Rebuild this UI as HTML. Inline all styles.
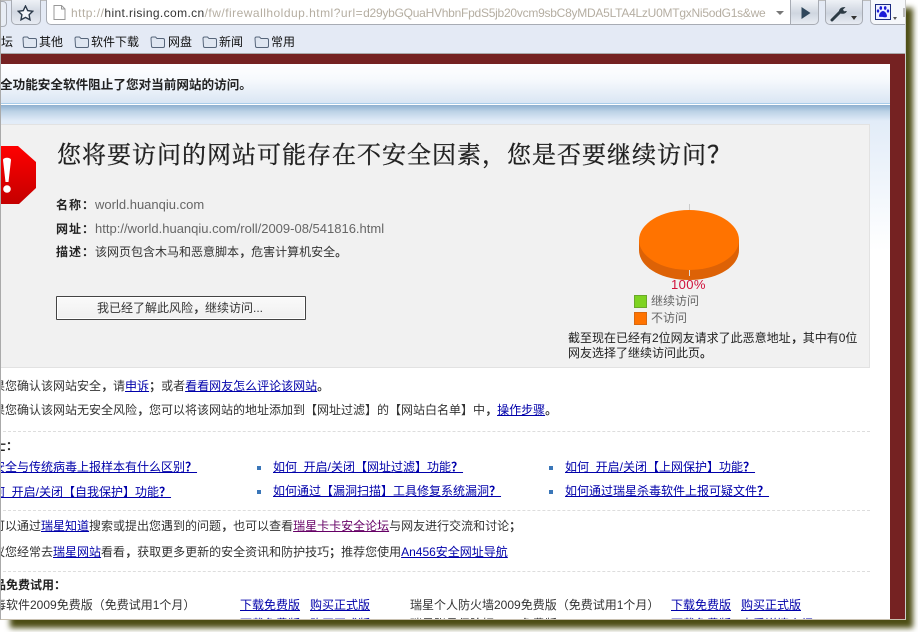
<!DOCTYPE html>
<html lang="zh">
<head>
<meta charset="utf-8">
<title>Rising</title>
<style>
html,body{margin:0;padding:0;background:#fff;}
body{width:918px;height:632px;position:relative;overflow:hidden;font-family:"Liberation Sans","WenQuanYi Zen Hei","Noto Sans CJK SC",sans-serif;font-size:12px;color:#333;}
.a{position:absolute;white-space:nowrap;line-height:16px;}
a{color:#00a;text-decoration:underline;}
a.v{color:#606;}
b{font-weight:bold;color:#222;letter-spacing:1px;}
.p{font-family:"Noto Sans CJK TC",sans-serif;font-weight:bold;}
.dash{position:absolute;left:2px;width:867px;border-top:1px dashed #ddd;height:0;}
.sq{position:absolute;width:4px;height:4px;background:#3a76b8;}
.folder{position:absolute;top:35px;}
.bm{top:34px;color:#111;}
.g{color:#666;}
.u{font-size:13px;color:#666;letter-spacing:0;}
</style>
</head>
<body>
<div style="position:absolute;left:10px;top:8px;width:903px;height:620px;background:#4c4d14;filter:blur(3px);"></div>
<div id="win" style="position:absolute;left:0;top:0;width:904px;height:619px;background:#fff;overflow:hidden;border-left:1px solid #aaa;border-right:1px solid #ccc;border-bottom:1px solid #c8c0b0;box-sizing:content-box;">

 <div style="position:absolute;left:0;top:0;width:905px;height:53px;background:#e4eaf5;border-top:1px solid #bbb;box-sizing:border-box;"></div>
 <div style="position:absolute;left:0;top:53px;width:905px;height:1px;background:#a9a9a9;"></div>

 <div style="position:absolute;left:-6px;top:1px;width:10px;height:24px;border:1px solid #a8acb4;border-radius:4px;background:#e8edf5;"></div>
 <div style="position:absolute;left:10px;top:0;width:28px;height:24px;border:1px solid #a8acb4;border-top:0;border-radius:0 0 5px 5px;background:linear-gradient(#eef1f6,#d2d8e2 50%,#e8ecf3);"></div>
 <svg style="position:absolute;left:16px;top:5px" width="17" height="16" viewBox="0 0 17 16"><path d="M8.500 1l2.200 4.600 5 .7-3.600 3.500.9 5-4.500-2.400L4 14.800l.9-5L1.300 6.300l5-.7z" fill="#f4f6fa" stroke="#2c3a4a" stroke-width="1.400"/></svg>

 <div style="position:absolute;left:45px;top:0;width:745px;height:25px;background:#fff;border:1px solid #a8acb4;border-top:0;border-radius:0 0 0 5px;box-sizing:border-box;"></div>
 <svg style="position:absolute;left:52px;top:5px" width="13" height="15" viewBox="0 0 13 15"><path d="M1 .5h7.500l3.500 3.500v10.500H1z" fill="#fff" stroke="#999"/><path d="M8.500.5v3.500H12" fill="none" stroke="#999"/></svg>
 <div class="a" style="left:70px;top:5px;font-size:12px;letter-spacing:.48px;width:701px;overflow:hidden;color:#b5aea2;line-height:17px;">http://<span style="color:#333;letter-spacing:.38px">hint.rising.com.cn</span>/fw/firewallholdup.html?url=<span style="letter-spacing:-.25px">d29ybGQuaHVhbnFpdS5jb20vcm9sbC8yMDA5LTA4LzU0MTgxNi5odG1s&amp;we</span></div>
 <div style="position:absolute;left:775px;top:11px;width:0;height:0;border:4px solid transparent;border-top:4px solid #777;"></div>

 <div style="position:absolute;left:789px;top:0;width:29px;height:25px;border:1px solid #a8acb4;border-top:0;border-radius:0 0 5px 0;background:linear-gradient(#f2f4f8,#cfd6e0 55%,#e8ecf3);box-sizing:border-box;"></div>
 <svg style="position:absolute;left:799px;top:6px" width="12" height="14" viewBox="0 0 12 14"><path d="M1.500 1v12l9-6z" fill="#30475c"/></svg>

 <div style="position:absolute;left:824px;top:0;width:38px;height:25px;border:1px solid #a8acb4;border-top:0;border-radius:0 0 5px 5px;background:linear-gradient(#eef1f6,#cdd4df 55%,#e8ecf3);box-sizing:border-box;"></div>
 <svg style="position:absolute;left:829px;top:4px" width="20" height="18" viewBox="0 0 20 18"><path d="M2 16l8-8" stroke="#2c3a44" stroke-width="3" stroke-linecap="round"/><path d="M9 8.500c-.6-3.500 2.400-6 6.500-5.300l-2.500 2.300 1 1.800 2.800-.3C16.500 9.500 12 11 9 8.500z" fill="#2c3a44"/></svg>
 <div style="position:absolute;left:850px;top:16px;width:0;height:0;border:3px solid transparent;border-top:4px solid #333;"></div>

 <div style="position:absolute;left:869px;top:0;width:40px;height:25px;border:1px solid #a8acb4;border-top:0;border-right:0;border-radius:0 0 0 5px;background:#f6f8fb;box-sizing:border-box;"></div>
 <div style="position:absolute;left:874px;top:4px;width:16px;height:16px;background:#eef0ff;border:1px solid #1a2a80;box-sizing:border-box;"></div>
 <svg style="position:absolute;left:875px;top:5px" width="14" height="14" viewBox="0 0 14 14" fill="#1c1cd8"><ellipse cx="4.800" cy="3" rx="1.300" ry="1.900"/><ellipse cx="9.200" cy="3" rx="1.300" ry="1.900"/><ellipse cx="2" cy="6" rx="1.200" ry="1.600"/><ellipse cx="12" cy="6" rx="1.200" ry="1.600"/><path d="M7 6c2 0 4 3 4 5 0 1.500-2 1.500-4 1s-4 .500-4-1c0-2 2-5 4-5z"/></svg>
 <div style="position:absolute;left:892px;top:17px;width:0;height:0;border:2px solid transparent;border-top:3px solid #555;"></div>
 <div style="position:absolute;left:902px;top:8px;width:2px;height:9px;background:#bbb;"></div>

 <div class="a bm" style="left:0;">坛</div>
 <svg class="folder" style="left:21px" width="15" height="13" viewBox="0 0 15 13"><path d="M1 3.500c0-1 .5-1.500 1.500-1.500h3l1.500 1.500h6c1 0 1.500.5 1.500 1.500v6c0 1-.5 1.500-1.500 1.500h-10c-1 0-1.500-.5-1.500-1.500z" fill="#dfe6f1" stroke="#56657a"/></svg><div class="a bm" style="left:38px;">其他</div>
 <svg class="folder" style="left:73px" width="15" height="13" viewBox="0 0 15 13"><path d="M1 3.500c0-1 .5-1.500 1.500-1.500h3l1.500 1.500h6c1 0 1.500.5 1.500 1.500v6c0 1-.5 1.500-1.500 1.500h-10c-1 0-1.500-.5-1.500-1.500z" fill="#dfe6f1" stroke="#56657a"/></svg><div class="a bm" style="left:90px;">软件下载</div>
 <svg class="folder" style="left:149px" width="15" height="13" viewBox="0 0 15 13"><path d="M1 3.500c0-1 .5-1.500 1.500-1.500h3l1.500 1.500h6c1 0 1.500.5 1.500 1.500v6c0 1-.5 1.500-1.500 1.500h-10c-1 0-1.500-.5-1.500-1.500z" fill="#dfe6f1" stroke="#56657a"/></svg><div class="a bm" style="left:167px;">网盘</div>
 <svg class="folder" style="left:201px" width="15" height="13" viewBox="0 0 15 13"><path d="M1 3.500c0-1 .5-1.500 1.500-1.500h3l1.500 1.500h6c1 0 1.500.5 1.500 1.500v6c0 1-.5 1.500-1.500 1.500h-10c-1 0-1.500-.5-1.500-1.500z" fill="#dfe6f1" stroke="#56657a"/></svg><div class="a bm" style="left:218px;">新闻</div>
 <svg class="folder" style="left:253px" width="15" height="13" viewBox="0 0 15 13"><path d="M1 3.500c0-1 .5-1.500 1.500-1.500h3l1.500 1.500h6c1 0 1.500.5 1.500 1.500v6c0 1-.5 1.500-1.500 1.500h-10c-1 0-1.500-.5-1.500-1.500z" fill="#dfe6f1" stroke="#56657a"/></svg><div class="a bm" style="left:270px;">常用</div>

 <div style="position:absolute;left:0;top:54px;width:905px;height:565px;background:#752222;"></div>
 <div style="position:absolute;left:0;top:64px;width:889px;height:555px;background:#fff;overflow:hidden;">
  <div style="position:absolute;left:0;top:0;width:889px;height:40px;background:linear-gradient(#fff 0%,#f6f9fd 40%,#d9e5f3 100%);"></div>
  <div style="position:absolute;left:0;top:39px;width:889px;height:1px;background:#a9cdea;"></div>
  <div style="position:absolute;left:0;top:40px;width:889px;height:1px;background:#fff;"></div>
  <div style="position:absolute;left:0;top:41px;width:889px;height:16px;background:linear-gradient(#8eafcf 0%,#bcd2e6 40%,#e2ecf8 100%);"></div>
  <div style="position:absolute;left:0;top:57px;width:889px;height:130px;background:linear-gradient(#e2ecf8,#fff);"></div>
 </div>

 <div class="a" style="left:-1px;top:76px;font-size:12.600px;font-weight:bold;color:#222;">全功能安全软件阻止了您对当前网站的访问<span class="p">。</span></div>

 <div style="position:absolute;left:0;top:124px;width:868px;height:242px;background:#f1f1f1;border:1px solid #e2e2e2;border-left:0;box-sizing:content-box;"></div>

 <svg style="position:absolute;left:0;top:146px" width="37" height="60" viewBox="0 0 37 60">
  <defs><linearGradient id="r" x1="0" y1="0" x2="0" y2="1"><stop offset="0" stop-color="#ff0000"/><stop offset="1" stop-color="#c40000"/></linearGradient></defs>
  <path d="M0 0h17l18 16v26L18 58H0z" fill="url(#r)"/>
  <path d="M2 14c0-3 8-3 8 0l-2.500 22h-3z" fill="#fff"/>
  <circle cx="6" cy="43" r="3.800" fill="#fff"/>
 </svg>

 <div class="a" style="left:56px;top:138px;font-size:24px;letter-spacing:1px;line-height:30px;font-family:'Liberation Serif','Noto Serif CJK SC',serif;color:#222;-webkit-text-stroke:.35px #222;">您将要访问的网站可能存在不安全因素<span style="font-family:'Noto Serif CJK TC','Noto Sans CJK TC',serif">，</span>您是否要继续访问<span style="font-family:'Noto Sans CJK TC',serif">？</span></div>

 <div class="a" style="left:55px;top:197px;"><b>名称<span class="p">：</span></b><span class="u">world.huanqiu.com</span></div>
 <div class="a" style="left:55px;top:221px;"><b>网址<span class="p">：</span></b><span class="u">http://world.huanqiu.com/roll/2009-08/541816.html</span></div>
 <div class="a" style="left:55px;top:244px;"><b>描述<span class="p">：</span></b>该网页包含木马和恶意脚本<span class="p">，</span>危害计算机安全<span class="p">。</span></div>

 <div style="position:absolute;left:55px;top:296px;width:250px;height:24px;border:1px solid #444;border-radius:1px;background:linear-gradient(#fafafa,#f0f0f0);box-sizing:border-box;text-align:center;line-height:22px;color:#333;padding-right:2px;box-shadow:inset 0 0 0 1px #fff;">我已经了解此风险<span class="p">，</span>继续访问...</div>

 <svg style="position:absolute;left:630px;top:200px" width="120" height="90" viewBox="0 0 120 90">
  <path d="M58.500 4v10" stroke="#ccc" stroke-width="1"/>
  <path d="M8 40v10c0 17 22 30 50 30s50-13 50-30V40z" fill="#dd6206"/>
  <ellipse cx="58" cy="40" rx="50" ry="30" fill="#ff7300"/>
  <path d="M58.500 70v6" stroke="#ddd" stroke-width="1"/>
 </svg>
 <div class="a" style="left:670px;top:277px;font-size:13px;letter-spacing:.4px;color:#d0103a;">100%</div>

 <div style="position:absolute;left:633px;top:295px;width:13px;height:13px;background:#7ed321;border:1px solid #6aa82a;box-sizing:border-box;"></div>
 <div class="a g" style="left:650px;top:293px;">继续访问</div>
 <div style="position:absolute;left:633px;top:312px;width:13px;height:13px;background:#ff7300;border:1px solid #d8680f;box-sizing:border-box;"></div>
 <div class="a g" style="left:650px;top:310px;">不访问</div>

 <div class="a" style="left:567px;top:330px;color:#222;">截至现在已经有2位网友请求了此恶意地址<span class="p">，</span>其中有0位</div>
 <div class="a" style="left:567px;top:345px;color:#222;">网友选择了继续访问此页<span class="p">。</span></div>

 <div class="a" style="left:-8px;top:378px;">果您确认该网站安全<span class="p">，</span>请<a href="#">申诉</a><span class="p">；</span>或者<a href="#">看看网友怎么评论该网站</a><span class="p">。</span></div>
 <div class="a" style="left:-8px;top:402px;">果您确认该网站无安全风险<span class="p">，</span>您可以将该网站的地址添加到【网址过滤】的【网站白名单】中<span class="p">，</span><a href="#">操作步骤</a><span class="p">。</span></div>

 <div class="dash" style="top:431px;"></div>
 <div class="a" style="left:-7px;top:438px;"><b style="letter-spacing:0">士<span class="p">：</span></b></div>

 <div class="a" style="left:-8px;top:459px;"><a href="#">安全与传统病毒上报样本有什么区别<span class="p">？</span></a></div>
 <div class="a" style="left:-8px;top:484px;"><a href="#">何&nbsp;&nbsp;开启/关闭【自我保护】功能<span class="p">？</span></a></div>
 <div class="sq" style="left:256px;top:466px;"></div>
 <div class="sq" style="left:256px;top:490px;"></div>
 <div class="a" style="left:272px;top:459px;"><a href="#">如何&nbsp;&nbsp;开启/关闭【网址过滤】功能<span class="p">？</span></a></div>
 <div class="a" style="left:272px;top:483px;"><a href="#">如何通过【漏洞扫描】工具修复系统漏洞<span class="p">？</span></a></div>
 <div class="sq" style="left:548px;top:466px;"></div>
 <div class="sq" style="left:548px;top:490px;"></div>
 <div class="a" style="left:564px;top:459px;"><a href="#">如何&nbsp;&nbsp;开启/关闭【上网保护】功能<span class="p">？</span></a></div>
 <div class="a" style="left:564px;top:483px;"><a href="#">如何通过瑞星杀毒软件上报可疑文件<span class="p">？</span></a></div>

 <div class="dash" style="top:510px;"></div>
 <div class="a" style="left:-8px;top:518px;">可以通过<a href="#">瑞星知道</a>搜索或提出您遇到的问题<span class="p">，</span>也可以查看<a class="v" href="#">瑞星卡卡安全论坛</a>与网友进行交流和讨论<span class="p">；</span></div>
 <div class="a" style="left:-8px;top:544px;">议您经常去<a href="#">瑞星网站</a>看看<span class="p">，</span>获取更多更新的安全资讯和防护技巧<span class="p">；</span>推荐您使用<a href="#">An456安全网址导航</a></div>

 <div class="dash" style="top:571px;"></div>
 <div class="a" style="left:-7px;top:577px;"><b style="letter-spacing:0">品免费试用<span class="p">：</span></b></div>
 <div class="a" style="left:-7px;top:597px;">毒软件2009免费版（免费试用1个月）</div>
 <div class="a" style="left:239px;top:597px;"><a href="#">下载免费版</a></div>
 <div class="a" style="left:309px;top:597px;"><a href="#">购买正式版</a></div>
 <div class="a" style="left:409px;top:597px;">瑞星个人防火墙2009免费版（免费试用1个月）</div>
 <div class="a" style="left:670px;top:597px;"><a href="#">下载免费版</a></div>
 <div class="a" style="left:740px;top:597px;"><a href="#">购买正式版</a></div>
 <div class="a" style="left:239px;top:616px;"><a href="#">下载免费版</a></div>
 <div class="a" style="left:309px;top:616px;"><a href="#">购买正式版</a></div>
 <div class="a" style="left:409px;top:616px;">瑞星账号保险柜2009免费版</div>
 <div class="a" style="left:670px;top:616px;"><a href="#">下载免费版</a></div>
 <div class="a" style="left:740px;top:616px;"><a href="#">查看详情介绍</a></div>

 <div style="position:absolute;left:0;top:619px;width:905px;height:1px;background:#c8c0b0;"></div>
</div>
</body>
</html>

━━━━━━

*YOUR INSTRUCTIONS*: Omit the pictures, then repeat exactly each line from the beginning of the listing through the line with "1l2.200 4.600 5".

*SOLUTION*:
Rebuild this UI as HTML. Inline all styles.
<!DOCTYPE html>
<html lang="zh">
<head>
<meta charset="utf-8">
<title>Rising</title>
<style>
html,body{margin:0;padding:0;background:#fff;}
body{width:918px;height:632px;position:relative;overflow:hidden;font-family:"Liberation Sans","WenQuanYi Zen Hei","Noto Sans CJK SC",sans-serif;font-size:12px;color:#333;}
.a{position:absolute;white-space:nowrap;line-height:16px;}
a{color:#00a;text-decoration:underline;}
a.v{color:#606;}
b{font-weight:bold;color:#222;letter-spacing:1px;}
.p{font-family:"Noto Sans CJK TC",sans-serif;font-weight:bold;}
.dash{position:absolute;left:2px;width:867px;border-top:1px dashed #ddd;height:0;}
.sq{position:absolute;width:4px;height:4px;background:#3a76b8;}
.folder{position:absolute;top:35px;}
.bm{top:34px;color:#111;}
.g{color:#666;}
.u{font-size:13px;color:#666;letter-spacing:0;}
</style>
</head>
<body>
<div style="position:absolute;left:10px;top:8px;width:903px;height:620px;background:#4c4d14;filter:blur(3px);"></div>
<div id="win" style="position:absolute;left:0;top:0;width:904px;height:619px;background:#fff;overflow:hidden;border-left:1px solid #aaa;border-right:1px solid #ccc;border-bottom:1px solid #c8c0b0;box-sizing:content-box;">

 <div style="position:absolute;left:0;top:0;width:905px;height:53px;background:#e4eaf5;border-top:1px solid #bbb;box-sizing:border-box;"></div>
 <div style="position:absolute;left:0;top:53px;width:905px;height:1px;background:#a9a9a9;"></div>

 <div style="position:absolute;left:-6px;top:1px;width:10px;height:24px;border:1px solid #a8acb4;border-radius:4px;background:#e8edf5;"></div>
 <div style="position:absolute;left:10px;top:0;width:28px;height:24px;border:1px solid #a8acb4;border-top:0;border-radius:0 0 5px 5px;background:linear-gradient(#eef1f6,#d2d8e2 50%,#e8ecf3);"></div>
 <svg style="position:absolute;left:16px;top:5px" width="17" height="16" viewBox="0 0 17 16"><path d="M8.500 1l2.200 4.600 5 .7-3.600 3.500.9 5-4.500-2.400L4 14.800l.9-5L1.300 6.300l5-.7z" fill="#f4f6fa" stroke="#2c3a4a" stroke-width="1.400"/></svg>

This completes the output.